Justin Kollar
Justin Kollar is a planner, designer, researcher, and Ph.D. student at the Leventhal Center for Advanced Urbanism (LCAU), MIT. He holds master’s degrees in Architecture and Urban Planning from the Harvard Graduate School of Design and a bachelor’s degree from the University of Michigan Taubman College of Architecture and Planning. Justin’s areas of interest include the development of technical methods for enhancing spatial planning and project implementation, as well as creating more sustainable, walkable, and equitable urban environments. His academic and professional work has also been published in edited volumes such as Landscape Approach: From Local Communities to Territorial Systems (2022), Neocolonialism and Built Heritage: Echoes of Empire in Asia, Africa, the Middle East and Europe (2020), From the South: Global Perspectives on Landscape and Territory (2019), and Lifestyled: Health and Places (2016). His broader intellectual interests also span several areas such as ecological security, governance, and territorial planning in cities in the U.S. as well as across Central, Southeast, and East Asia. His current focus is on infrastructure investment, urbanization, and land use policy in Taiwan, including East and Southeast Asia, at the intersection of US-China trade conflict and climate change.

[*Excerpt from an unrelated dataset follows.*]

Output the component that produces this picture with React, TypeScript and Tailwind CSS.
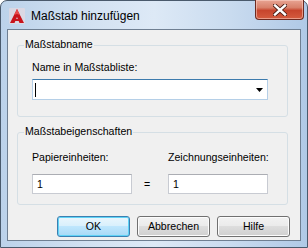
import React from "react";

const ui = { fontFamily: '"Liberation Sans", Arial, sans-serif' };

function GroupBox({ title, className, children }: { title: string; className: string; children: React.ReactNode }) {
  return (
    <div className={`relative ml-[9px] w-[271px] rounded-[3px] border border-[#d5dfe5] ${className}`}>
      <span className="absolute -top-[8px] left-[6px] bg-[#f0f0f0] px-[1px] text-[10.6px] leading-[13px] text-black">
        {title}
      </span>
      {children}
    </div>
  );
}

function Button({ label, primary }: { label: string; primary?: boolean }) {
  return (
    <div
      className={`flex h-[21px] w-[73px] items-center justify-center rounded-[3px] border text-[10.6px] leading-[13px] text-black ${
        primary ? "border-[#3c7fb1] shadow-[inset_0_0_0_1px_#5fd3f6]" : "border-[#707070] shadow-[inset_0_0_0_1px_#fcfcfc]"
      }`}
      style={{
        background: primary
          ? "linear-gradient(#eaf6fd 0%, #d9f0fc 45%, #bee6fd 50%, #a7d9f5 100%)"
          : "linear-gradient(#f2f2f2 0%, #ebebeb 45%, #dddddd 50%, #cfcfcf 100%)",
      }}
    >
      {label}
    </div>
  );
}

function TextBox({ value }: { value: string }) {
  return (
    <div className="flex h-[20px] w-[100px] items-center border border-[#c8cbd2] border-t-[#abadb3] bg-white pl-[4px] text-[10.6px] leading-[13px] text-black">
      {value}
    </div>
  );
}

export default function App() {
  return (
    <div className="h-[248px] w-[308px] bg-white" style={ui}>
      <div
        className="flex h-[248px] w-[308px] flex-col rounded-t-[7px] border border-[#4a5a6c] px-[6px] pb-[6px]"
        style={{
          background:
            "linear-gradient(to right, #bcd2ea 0%, #d3e2f2 30%, #dde9f6 50%, #c9dbef 75%, #b0c9e6 100%)",
        }}
      >
        {/* Title bar */}
        <div className="relative flex h-[28px] items-center">
          <svg width="16" height="16" viewBox="0 0 16 16" className="ml-[2px] mt-[2px]">
            <rect x="0" y="0" width="16" height="16" rx="1" fill="#f4dcdc" opacity="0.5" />
            <polygon points="8,1 15,15 10.5,15 8,9 5.5,15 1,15" fill="#c8141c" />
            <polygon points="8,1 11,7 8,6 5,7" fill="#e84a4a" />
            <rect x="3" y="11" width="10" height="2" fill="#c8141c" />
          </svg>
          <span className="ml-[6px] mt-[2px] text-[12px] leading-[14px] text-black">Maßstab hinzufügen</span>
          <div
            className="absolute right-[-3px] top-[-1px] flex h-[20px] w-[49px] items-center justify-center rounded-b-[4px] border border-t-0 border-[#6d2a20]"
            style={{
              background: "linear-gradient(#e8a493 0%, #d8806a 40%, #c7452d 55%, #d45c3f 100%)",
              boxShadow: "inset 0 0 0 1px rgba(255,220,210,0.5)",
            }}
          >
            <svg width="14" height="12" viewBox="0 0 14 12">
              <path d="M2 1.5 L12 10.5 M12 1.5 L2 10.5" stroke="#4a1c14" strokeWidth="4.2" strokeLinecap="square" />
              <path d="M2 1.5 L12 10.5 M12 1.5 L2 10.5" stroke="#ffffff" strokeWidth="2.4" strokeLinecap="square" />
            </svg>
          </div>
        </div>

        {/* Client area */}
        <div className="flex h-[212px] flex-col border border-[#6f7f92] bg-[#f0f0f0] pt-[15px]">
          <GroupBox title="Maßstabname" className="h-[72px] pl-[14px] pt-[15px]">
            <div className="text-[10.6px] leading-[13px] text-black">Name in Maßstabliste:</div>
            <div className="mt-[5px] flex h-[21px] w-[236px] items-center justify-between border border-[#b5cfe7] border-t-[#3d7bad] bg-white pl-[2px] pr-[4px]">
              <div className="h-[14px] w-[1px] bg-black" />
              <svg width="7" height="4" viewBox="0 0 7 4">
                <polygon points="0,0 7,0 3.5,4" fill="#000" />
              </svg>
            </div>
          </GroupBox>

          <GroupBox title="Maßstabeigenschaften" className="mt-[15px] h-[73px] pl-[14px] pt-[18px]">
            <div className="flex">
              <div className="flex w-[100px] flex-col">
                <div className="text-[10.6px] leading-[13px] text-black">Papiereinheiten:</div>
                <div className="mt-[10px]">
                  <TextBox value="1" />
                </div>
              </div>
              <div className="flex w-[36px] flex-col">
                <div className="h-[13px]" />
                <div className="mt-[10px] flex h-[20px] items-center pl-[12px] text-[10.6px] leading-[13px] text-black">=</div>
              </div>
              <div className="flex w-[100px] flex-col">
                <div className="text-[10.6px] leading-[13px] text-black">Zeichnungseinheiten:</div>
                <div className="mt-[10px]">
                  <TextBox value="1" />
                </div>
              </div>
            </div>
          </GroupBox>

          <div className="mt-[11px] flex justify-end gap-[7px] pr-[10px]">
            <Button label="OK" primary />
            <Button label="Abbrechen" />
            <Button label="Hilfe" />
          </div>
        </div>
      </div>
    </div>
  );
}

Prior to pursuing a Ph.D., some of Justin’s professional experience at Sasaki included: consulting and planning work for the Government of Afghanistan to formulate a national planning framework and five strategic development frameworks for five major cities funded by the World Bank with an emphasis on institution-building, economic development, and environmental planning; developing planning frameworks for the establishment of an innovation district in Thu Duc, Ho Chi Minh City connecting education, social welfare, ecology, and resilience; regional resilience planning encompassing institutional, programmatic, and implementation strategies that address environmental hazards and social vulnerability in around the Memphis city-region; researching decentralized urban governance, disaster risk response and reduction, municipal capacity building, risk-sensitive land-use planning, multiple hazards resilience, and municipal finance for COVID-19 recovery for the Government of Nepal funded by the World Bank; including many others. Justin also teaches an architecture studio with students developing site-based skills at the Boston Architecture College.